Some students like to elaborate on their designs and make the visual effect quite complex. While this is a wonderful idea in theory, it adds a lot of time and process to the project. If you can spare the effort then consider developing your design further by creating more involved extensions, perforations, and overlapping layers to project shadow onto the planes.
The lamp shown on this page employs two different layering effects. One uses cutouts that are laid behind the module to project a soft mottling pattern. The other makes the raised "stamen" that is bent three-dimensionally outward. At the bottom of this page is an image of the paper prototype, which did not contain all of the planes necessary for the finished lamp. In the prototype, the method of achieving the stamen effect is clear: it is actually a perforated surface - with the raised bits being made from the negative spaces left from the bent portions. Upon close examination, the stamen and the mottled pattern that projects from behind are one and the same extra layer.
In the finished lamp, the flower centers are very bright because of through-openings. The light that emanates from these openings is either what is reflected from the inside surface of the lamp, or comes directly from the bulb, depending upon site lines and view angle.

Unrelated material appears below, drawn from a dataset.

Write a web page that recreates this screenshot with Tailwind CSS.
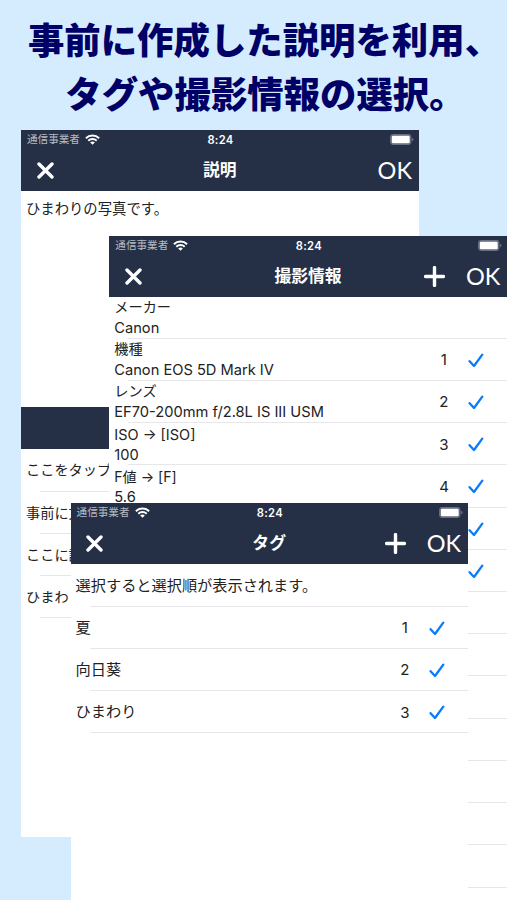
<!DOCTYPE html>
<html lang="ja">
<head>
<meta charset="utf-8">
<title>説明・撮影情報・タグ</title>
<script src="https://cdn.jsdelivr.net/npm/@tailwindcss/browser@4"></script>
</head>
<body class="bg-[#d5ecff]">
<svg class="hidden">
  <symbol id="wifi" viewBox="0 0 15 11"><g fill="none" stroke="#fff" stroke-width="1.9"><path d="M.9 4.2a9.4 9.4 0 0 1 13.2 0"/><path d="M3.3 6.7a6 6 0 0 1 8.4 0"/></g><path d="M7.5 10.8 5.2 8.5a3.3 3.3 0 0 1 4.6 0z" fill="#fff"/></symbol>
  <symbol id="battery" viewBox="0 0 24 11"><rect x=".6" y=".6" width="20.3" height="9.8" rx="2.8" fill="#5d6577" stroke="#687083" stroke-width="1.1"/><rect x="1.8" y="1.8" width="17.9" height="7.4" rx="1.3" fill="#fff"/><path d="M22.2 3.8q1.3.4 1.3 1.7t-1.3 1.7z" fill="#727a8a"/></symbol>
  <symbol id="close" viewBox="0 0 17 17"><path d="M2 2 15 15M15 2 2 15" stroke="#fff" stroke-width="3.4" stroke-linecap="round"/></symbol>
  <symbol id="plus" viewBox="0 0 21 21"><path d="M10.5 1.6v17.8M1.6 10.5h17.8" stroke="#fff" stroke-width="3.4" stroke-linecap="round"/></symbol>
  <symbol id="check" viewBox="0 0 16 15"><path d="M1.6 8.2 6 13 14.3 1.6" fill="none" stroke="#0a7aff" stroke-width="2.3" stroke-linecap="round" stroke-linejoin="round"/></symbol>
</svg>
<main class="relative h-[900px] w-[507px] overflow-hidden bg-[#d5ecff] font-['Inter','Noto_Sans_CJK_JP',sans-serif] text-[14.2px] text-[#222]">
  <h1 class="flex flex-col items-center pt-[11px] font-['Noto_Sans_CJK_JP',sans-serif] text-[36.4px] leading-[54px] font-black whitespace-nowrap text-[#000066]">
    <span class="pl-[22px]">事前に作成した説明を利用、</span>
    <span class="pl-[24px]">タグや撮影情報の選択。</span>
  </h1>

  <!-- 説明 -->
  <section class="absolute top-[129.5px] left-[21px] h-[707.5px] w-[398px] bg-white">
    <header class="h-[61px] bg-[#253046] text-white">
      <div class="grid h-[20px] grid-cols-3 items-center pr-[5px] pl-[6px]">
        <div class="flex items-center gap-[5px] text-[10.6px] text-[#b5bac4]"><span>通信事業者</span><svg class="h-[11px] w-[15px]"><use href="#wifi"/></svg></div>
        <span class="pt-px text-center text-[11.2px] font-semibold tracking-[.3px]">8:24</span>
        <svg class="h-[11px] w-[24px] justify-self-end"><use href="#battery"/></svg>
      </div>
      <div class="grid h-[41px] grid-cols-3 items-center pr-[7px] pl-[15.5px]">
        <svg class="h-[17px] w-[17px]"><use href="#close"/></svg>
        <span class="pt-[2px] pr-[9px] text-center text-[16.8px] font-bold">説明</span>
        <span class="justify-self-end pt-[2px] font-['Lato'] text-[23.5px]">OK</span>
      </div>
    </header>
    <div class="h-[216px] pt-[8px] pl-[5px] text-[14.35px] leading-[20px]">ひまわりの写真です。</div>
    <div class="h-[42px] bg-[#253046]"></div>
    <ul class="pt-[.8px] whitespace-nowrap">
      <li class="flex h-[42.3px] flex-col"><span class="flex flex-1 items-center pl-[5px]">ここをタップ</span><i class="ml-[19px] h-px bg-[#e7e7e9]"></i></li>
      <li class="flex h-[42.3px] flex-col"><span class="flex flex-1 items-center pl-[5px]">事前に文</span><i class="ml-[19px] h-px bg-[#e7e7e9]"></i></li>
      <li class="flex h-[42.3px] flex-col"><span class="flex flex-1 items-center pl-[5px]">ここに説</span><i class="ml-[19px] h-px bg-[#e7e7e9]"></i></li>
      <li class="flex h-[42.3px] flex-col"><span class="flex flex-1 items-center pl-[5px]">ひまわ</span><i class="ml-[19px] h-px bg-[#e7e7e9]"></i></li>
    </ul>
  </section>

  <!-- 撮影情報 -->
  <section class="absolute top-[235.5px] left-[109.3px] h-[700px] w-[398px] bg-white">
    <header class="h-[61px] bg-[#253046] text-white">
      <div class="grid h-[20px] grid-cols-3 items-center pr-[5px] pl-[6px]">
        <div class="flex items-center gap-[5px] text-[10.6px] text-[#b5bac4]"><span>通信事業者</span><svg class="h-[11px] w-[15px]"><use href="#wifi"/></svg></div>
        <span class="pt-px text-center text-[11.2px] font-semibold tracking-[.3px]">8:24</span>
        <svg class="h-[11px] w-[24px] justify-self-end"><use href="#battery"/></svg>
      </div>
      <div class="grid h-[41px] grid-cols-3 items-center pr-[7px] pl-[15.5px]">
        <svg class="h-[17px] w-[17px]"><use href="#close"/></svg>
        <span class="pt-[2px] pr-[9px] text-center text-[16.8px] font-bold">撮影情報</span>
        <div class="flex items-center gap-[21px] justify-self-end"><svg class="h-[21px] w-[21px]"><use href="#plus"/></svg><span class="pt-[2px] font-['Lato'] text-[23.5px]">OK</span></div>
      </div>
    </header>
    <ul class="whitespace-nowrap [&_i]:shrink-0 [&>li>div]:min-h-0">
      <li class="flex h-[42.23px] flex-col"><div class="flex flex-1 items-center pl-[5px]"><div class="leading-[21px]"><p>メーカー</p><p class="pt-px text-[14.65px]">Canon</p></div></div><i class="ml-[19px] h-px bg-[#e7e7e9]"></i></li>
      <li class="flex h-[42.23px] flex-col"><div class="flex flex-1 items-center pr-[23px] pl-[5px]"><div class="flex-1 leading-[21px]"><p>機種</p><p class="pt-px text-[14.65px]">Canon EOS 5D Mark IV</p></div><span class="mr-[20px] w-[9px] pt-[2px] text-center text-[15px]">1</span><svg class="mt-[2px] h-[15px] w-[16px]"><use href="#check"/></svg></div><i class="ml-[19px] h-px bg-[#e7e7e9]"></i></li>
      <li class="flex h-[42.23px] flex-col"><div class="flex flex-1 items-center pr-[23px] pl-[5px]"><div class="flex-1 leading-[21px]"><p>レンズ</p><p class="pt-px text-[14.65px]">EF70-200mm f/2.8L IS III USM</p></div><span class="mr-[20px] w-[9px] pt-[2px] text-center text-[15px]">2</span><svg class="mt-[2px] h-[15px] w-[16px]"><use href="#check"/></svg></div><i class="ml-[19px] h-px bg-[#e7e7e9]"></i></li>
      <li class="flex h-[42.23px] flex-col"><div class="flex flex-1 items-center pr-[23px] pl-[5px]"><div class="flex-1 pt-[2px] leading-[21px]"><p class="text-[14.5px]">ISO → [ISO]</p><p class="text-[14.65px]">100</p></div><span class="mr-[20px] w-[9px] pt-[2px] text-center text-[15px]">3</span><svg class="mt-[2px] h-[15px] w-[16px]"><use href="#check"/></svg></div><i class="ml-[19px] h-px bg-[#e7e7e9]"></i></li>
      <li class="flex h-[42.23px] flex-col"><div class="flex flex-1 items-center pr-[23px] pl-[5px]"><div class="flex-1 pt-[2px] leading-[21px]"><p class="text-[14.1px]">F値 → [F]</p><p class="text-[14.65px]">5.6</p></div><span class="mr-[20px] w-[9px] pt-[2px] text-center text-[15px]">4</span><svg class="mt-[2px] h-[15px] w-[16px]"><use href="#check"/></svg></div><i class="ml-[19px] h-px bg-[#e7e7e9]"></i></li>
      <li class="flex h-[42.23px] flex-col"><div class="flex flex-1 items-center justify-end pr-[23px]"><svg class="mt-[2px] h-[15px] w-[16px]"><use href="#check"/></svg></div><i class="ml-[19px] h-px bg-[#e7e7e9]"></i></li>
      <li class="flex h-[42.23px] flex-col"><div class="flex flex-1 items-center justify-end pr-[23px]"><svg class="mt-[2px] h-[15px] w-[16px]"><use href="#check"/></svg></div><i class="ml-[19px] h-px bg-[#e7e7e9]"></i></li>
      <li class="flex h-[42.23px] flex-col justify-end"><i class="ml-[19px] h-px bg-[#e7e7e9]"></i></li>
      <li class="flex h-[42.23px] flex-col justify-end"><i class="ml-[19px] h-px bg-[#e7e7e9]"></i></li>
      <li class="flex h-[42.23px] flex-col justify-end"><i class="ml-[19px] h-px bg-[#e7e7e9]"></i></li>
      <li class="flex h-[42.23px] flex-col justify-end"><i class="ml-[19px] h-px bg-[#e7e7e9]"></i></li>
      <li class="flex h-[42.23px] flex-col justify-end"><i class="ml-[19px] h-px bg-[#e7e7e9]"></i></li>
      <li class="flex h-[42.23px] flex-col justify-end"><i class="ml-[19px] h-px bg-[#e7e7e9]"></i></li>
      <li class="flex h-[42.23px] flex-col justify-end"><i class="ml-[19px] h-px bg-[#e7e7e9]"></i></li>
    </ul>
  </section>

  <!-- タグ -->
  <section class="absolute top-[502.5px] left-[70.6px] h-[400px] w-[397.6px] bg-white">
    <header class="h-[61px] bg-[#253046] text-white">
      <div class="grid h-[20px] grid-cols-3 items-center pr-[5px] pl-[6px]">
        <div class="flex items-center gap-[5px] text-[10.6px] text-[#b5bac4]"><span>通信事業者</span><svg class="h-[11px] w-[15px]"><use href="#wifi"/></svg></div>
        <span class="pt-px text-center text-[11.2px] font-semibold tracking-[.3px]">8:24</span>
        <svg class="h-[11px] w-[24px] justify-self-end"><use href="#battery"/></svg>
      </div>
      <div class="grid h-[41px] grid-cols-3 items-center pr-[7px] pl-[15.5px]">
        <svg class="h-[17px] w-[17px]"><use href="#close"/></svg>
        <span class="pt-[2px] pr-[9px] text-center text-[16.8px] font-bold">タグ</span>
        <div class="flex items-center gap-[21px] justify-self-end"><svg class="h-[21px] w-[21px]"><use href="#plus"/></svg><span class="pt-[2px] font-['Lato'] text-[23.5px]">OK</span></div>
      </div>
    </header>
    <ul class="pt-[.8px] text-[15.2px] whitespace-nowrap">
      <li class="flex h-[42.3px] flex-col"><div class="flex flex-1 items-center pt-[2px] pl-[5px]">選択すると選択順が表示されます。</div><i class="ml-[19px] h-px bg-[#e7e7e9]"></i></li>
      <li class="flex h-[42.3px] flex-col"><div class="flex flex-1 items-center pt-[2px] pr-[23px] pl-[5px]"><span class="flex-1">夏</span><span class="mr-[20px] w-[9px] text-center text-[15px]">1</span><svg class="h-[15px] w-[16px]"><use href="#check"/></svg></div><i class="ml-[19px] h-px bg-[#e7e7e9]"></i></li>
      <li class="flex h-[42.3px] flex-col"><div class="flex flex-1 items-center pt-[2px] pr-[23px] pl-[5px]"><span class="flex-1">向日葵</span><span class="mr-[20px] w-[9px] text-center text-[15px]">2</span><svg class="h-[15px] w-[16px]"><use href="#check"/></svg></div><i class="ml-[19px] h-px bg-[#e7e7e9]"></i></li>
      <li class="flex h-[42.3px] flex-col"><div class="flex flex-1 items-center pt-[2px] pr-[23px] pl-[5px]"><span class="flex-1">ひまわり</span><span class="mr-[20px] w-[9px] text-center text-[15px]">3</span><svg class="h-[15px] w-[16px]"><use href="#check"/></svg></div><i class="ml-[19px] h-px bg-[#e7e7e9]"></i></li>
    </ul>
  </section>
</main>
</body>
</html>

This lamp is Dynamic and Circumvolved. It also uses Interlocks. You can see the circumvolution slots in the ends of the extensions. These bend back and then up to form flower petals. Can you tell how the slots are utilized? They are camouflaged well, so it is not obvious how, but they seem to be connected to bent-away sections that originate from the "hole" in the module where the stamen is filling the hole. These bent-away tabs are made out of the material that make the hole.
One last detail to notice is that there is a small notch near the slots made in the ends of the extensions. They allow each petal to overlap their adjacent petal by just a little so everyting can fit together.